The 1994–95 Philadelphia Flyers season was the Philadelphia Flyers 28th season in the National Hockey League (NHL). The Flyers made the playoffs for the first time since 1989, also winning their division for the first time since 1987, and made it to the Eastern Conference Finals before losing in six games to the New Jersey Devils.

Off-season
Bob Clarke was named president and general manager of the Flyers on June 15, 1994, replacing Russ Farwell. The Florida Panthers received the Flyers' 1994 second-round pick and cash, believed to be around $500,000, as compensation since Clarke had to be released from his contract. On June 24, Clarke hired Terry Murray to replace Terry Simpson as head coach. A former Flyers player, Murray had mostly recently coached the Cincinnati Cyclones of the International Hockey League after being fired midway through the 1993–94 season as the Washington Capitals head coach. Prior to the start of training camp, the team announced Eric Lindros was replacing Kevin Dineen as team captain.

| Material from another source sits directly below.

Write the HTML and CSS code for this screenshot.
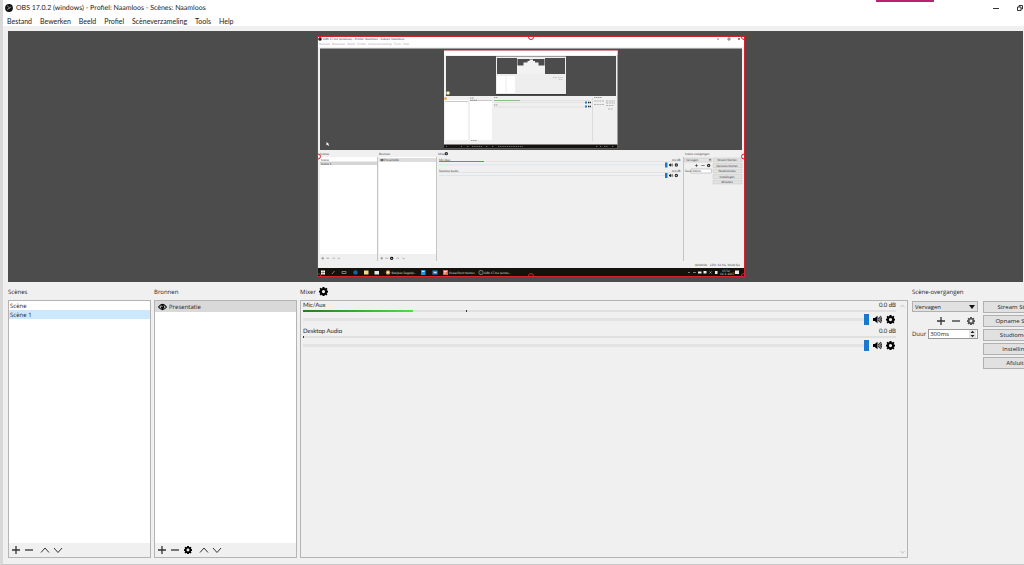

The Flyers made three major player transactions during the off-season prior to the beginning of the 1994–95 NHL lockout. On June 29, the Flyers swapped defensemen with the Montreal Canadiens, sending Yves Racine to Montreal for Kevin Haller. On July 6, unrestricted free agent centerman Craig MacTavish, formerly of the Stanley Cup champion New York Rangers, was signed to a two-year, $1.6 million contract. On September 22, the Flyers re-acquired goaltender Ron Hextall, whom they had traded in 1992 to the Quebec Nordiques in the Lindros trade, from the New York Islanders for goaltender Tommy Soderstrom.

Regular season
After a 3–6–1 start to the season, including a shutout loss to Ottawa on February 6, Clarke dealt high-scoring winger Mark Recchi to the Montreal Canadiens for Eric Desjardins, Gilbert Dionne and John LeClair. In the following game, at home against Florida, the team lost 3–0, but Lindros and LeClair was placed on a line with sophomore forward Mikael Renberg to form the "Legion of Doom" line, a mix of scoring talent and physical intimidation. The line registered its first point on Saturday, February 11, 1995, in a game against the New Jersey Devils at the Meadowlands. The line made an immediate impact, as it helped the Flyers defeat the Devils 3–1.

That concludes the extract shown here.